Problems People Run Into

  • OpenAI's o1, o1-mini, and o3-mini reasoning models are explicitly not supported through custom keys according to Cursor's own docs, standard chat models work fine
  • Some features like Tab Completion require Cursor's own specialized models and will not work purely on a custom key
  • A blank Base URL field is the most common cause of an unauthorized user api key error when routing through a proxy or alternate provider
  • Anthropic keys start with sk-ant-, double check you copied the full string with no trailing space, this is a common paste error

Cursor states plainly that your key is not permanently stored, but it is sent to Cursor's servers with every request since Cursor still builds and processes the prompt on its backend before forwarding it. If that matters for your compliance needs, read Cursor's own privacy documentation before connecting a key tied to sensitive projects.

Now, Can You Actually Use OpenAI Codex In Cursor

Yes, and this is separate from the BYOK settings above. OpenAI's own Codex documentation explicitly lists Cursor, alongside VS Code and Windsurf, as a supported code editor for the Codex IDE extension, since Cursor is built on the same VS Code extension architecture.

bash
# install the Codex CLI first, this also powers the IDE extension
npm install -g @openai/codex

# or with Homebrew
brew install codex

# then inside Cursor's Extensions panel, search for the official OpenAI Codex
# extension and install it, same as installing any VS Code extension

Once installed, Codex inside Cursor authenticates the same two ways it does everywhere else, sign in with a ChatGPT Plus, Pro, Business, or Enterprise account for included usage, or supply an API key for pay per token billing through your OpenAI Platform account instead.

bash
# authenticate Codex with an API key instead of a ChatGPT login
echo "$OPENAI_API_KEY" | codex login --with-api-key

How I Actually Set This Up

I run Claude models as my default in Cursor through my Anthropic key for most day to day coding, and keep the Codex extension installed separately for tasks where I specifically want to compare its output or hand off a long running background task to Codex Cloud. Having both available in the same editor turned out more useful than picking one permanently.

The Result

Setup for both took under ten minutes combined once I had both API keys ready. The BYOK settings unlocked models beyond what my Cursor plan included, and the Codex extension gave me OpenAI's own agent running natively inside the same window, no separate app needed.

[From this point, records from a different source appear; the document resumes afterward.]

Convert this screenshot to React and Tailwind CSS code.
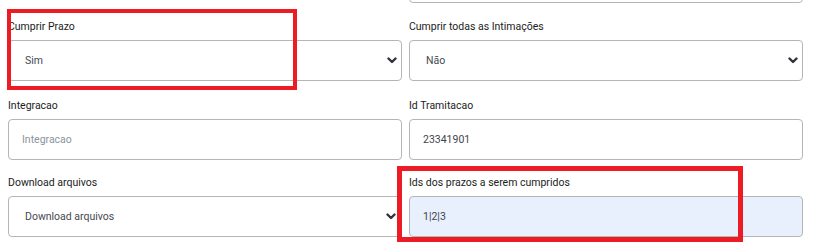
import React from 'react';

function Chevron() {
  return (
    <svg width="10" height="7" viewBox="0 0 10 7" className="shrink-0">
      <polyline points="1.5,1.5 5,5 8.5,1.5" fill="none" stroke="#2f343a" strokeWidth="2.4" strokeLinecap="round" strokeLinejoin="round" />
    </svg>
  );
}

function SelectBox({ value }) {
  return (
    <div className="h-[41px] border border-[#b5b5b5] rounded-[4px] bg-white flex items-center pl-[16px] pr-[4px]">
      <span className="flex-1 text-[#454a50]">{value}</span>
      <Chevron />
    </div>
  );
}

function InputBox({ value, placeholder, filled }) {
  return (
    <div
      className={
        filled
          ? 'h-[41px] border border-[#b5b5b5] rounded-[4px] bg-[#e8f0fe] flex items-center pl-[13px]'
          : 'h-[41px] border border-[#b5b5b5] rounded-[4px] bg-white flex items-center pl-[13px]'
      }
    >
      {value ? (
        <span className="text-[#3f444a]">{value}</span>
      ) : (
        <span className="text-[#8a94a0]">{placeholder}</span>
      )}
    </div>
  );
}

function Label({ children }) {
  return <div className="h-[16px] leading-[16px] text-[#1a1d21] mb-[5px]">{children}</div>;
}

export default function App() {
  return (
    <div className="relative w-[814px] h-[246px] bg-white overflow-hidden font-['Roboto','Liberation_Sans',sans-serif] text-[10.5px]">
      <div className="pl-[8px] pr-[11px]">
        {/* previous field, cut off at the top */}
        <div className="grid grid-cols-2 gap-x-[7px] -mt-[38px] mb-[16px]">
          <div />
          <div className="h-[41px] border border-[#b5b5b5] rounded-[4px]" />
        </div>

        <div className="grid grid-cols-2 gap-x-[7px] mb-[17px]">
          <div>
            <Label>Cumprir Prazo</Label>
            <SelectBox value="Sim" />
          </div>
          <div>
            <Label>Cumprir todas as Intimações</Label>
            <SelectBox value="Não" />
          </div>
        </div>

        <div className="grid grid-cols-2 gap-x-[7px] mb-[15px]">
          <div>
            <Label>Integracao</Label>
            <InputBox placeholder="Integracao" />
          </div>
          <div>
            <Label>Id Tramitacao</Label>
            <InputBox value="23341901" />
          </div>
        </div>

        <div className="grid grid-cols-2 gap-x-[7px]">
          <div className="pr-[1px]">
            <Label>Download arquivos</Label>
            <SelectBox value="Download arquivos" />
          </div>
          <div>
            <Label>Ids dos prazos a serem cumpridos</Label>
            <InputBox value="1|2|3" filled />
          </div>
        </div>
      </div>

      {/* annotation frames */}
      <div className="absolute left-[7px] top-[9px] w-[290px] h-[81px] border-[4px] border-[#ed1c24]" />
      <div className="absolute left-[397px] top-[166px] w-[346px] h-[76px] border-[5px] border-[#ed1c24]" />
    </div>
  );
}
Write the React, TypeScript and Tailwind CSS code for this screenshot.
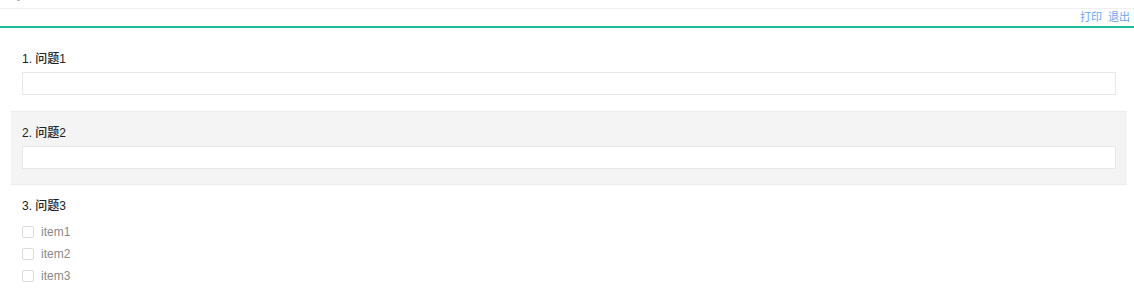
import { useState } from "react";

const font = { fontFamily: '"Liberation Sans", "Noto Sans CJK SC", sans-serif' };

function Question({ no, title, gray, children }: { no: number; title: string; gray?: boolean; children: React.ReactNode }) {
  return (
    <div
      className={`px-[11px] pt-[14px] pb-[15px] border-y ${
        gray ? "bg-[#f4f4f4] border-[#ebebeb]" : "bg-white border-transparent"
      }`}
    >
      <div className="text-[12px] leading-[14px] text-[#222] font-medium">
        {no}. {title}
      </div>
      {children}
    </div>
  );
}

export default function App() {
  const [answers, setAnswers] = useState({ q1: "", q2: "" });
  const [checked, setChecked] = useState<string[]>([]);

  const toggle = (k: string) =>
    setChecked((c) => (c.includes(k) ? c.filter((x) => x !== k) : [...c, k]));

  return (
    <div className="min-h-screen bg-white" style={font}>
      {/* top strip, mostly scrolled off */}
      <div className="h-[9px] border-b border-[#f0f0f0] pl-[17px]">
        <span className="block h-[1px] w-[3px] bg-[#bbb]" />
      </div>

      {/* action bar */}
      <div className="flex h-[17px] items-center justify-end gap-[6px] pr-[4px] text-[11px] text-[#6aa6f8]">
        <button>打印</button>
        <button>退出</button>
      </div>
      <div className="h-[2px] bg-[#1abc9c]" />

      <div className="ml-[11px] mr-[7px] mt-[9px]">
        <Question no={1} title="问题1">
          <input
            value={answers.q1}
            onChange={(e) => setAnswers({ ...answers, q1: e.target.value })}
            className="mt-[6px] block h-[23px] w-full border border-[#e8e8e8] bg-white px-2 text-[12px] outline-none"
          />
        </Question>
        <Question no={2} title="问题2" gray>
          <input
            value={answers.q2}
            onChange={(e) => setAnswers({ ...answers, q2: e.target.value })}
            className="mt-[6px] block h-[23px] w-full border border-[#e8e8e8] bg-white px-2 text-[12px] outline-none"
          />
        </Question>
        <div className="px-[11px] pt-[14px]">
          <div className="text-[12px] leading-[14px] text-[#222] font-medium">3. 问题3</div>
          <div className="mt-[13px] flex flex-col gap-[10px]">
            {["item1", "item2", "item3"].map((it) => (
              <label key={it} className="flex h-[12px] cursor-pointer items-center gap-[7px]">
                <span
                  onClick={() => toggle(it)}
                  className={`h-[12px] w-[12px] rounded-[2px] border ${
                    checked.includes(it) ? "border-[#1abc9c] bg-[#1abc9c]" : "border-[#dcdcdc] bg-white"
                  }`}
                />
                <span className="text-[12px] text-[#8a8a8a]">{it}</span>
              </label>
            ))}
          </div>
        </div>
      </div>
    </div>
  );
}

Verdict. There is no dedicated Cursor API key to hunt for, and that is fine, BYOK with an OpenAI or Anthropic key covers most needs in under five minutes. OpenAI Codex genuinely runs inside Cursor too, through the official extension, not through the BYOK settings, so treat them as two separate setups solving two different needs.

Should You Bother

If you already pay for OpenAI or Anthropic API credits elsewhere, BYOK in Cursor is worth the five minute setup, it stops you paying twice for the same usage. If you specifically want OpenAI's Codex agent and its background cloud execution, install the dedicated extension rather than trying to get the same experience through the generic API key fields.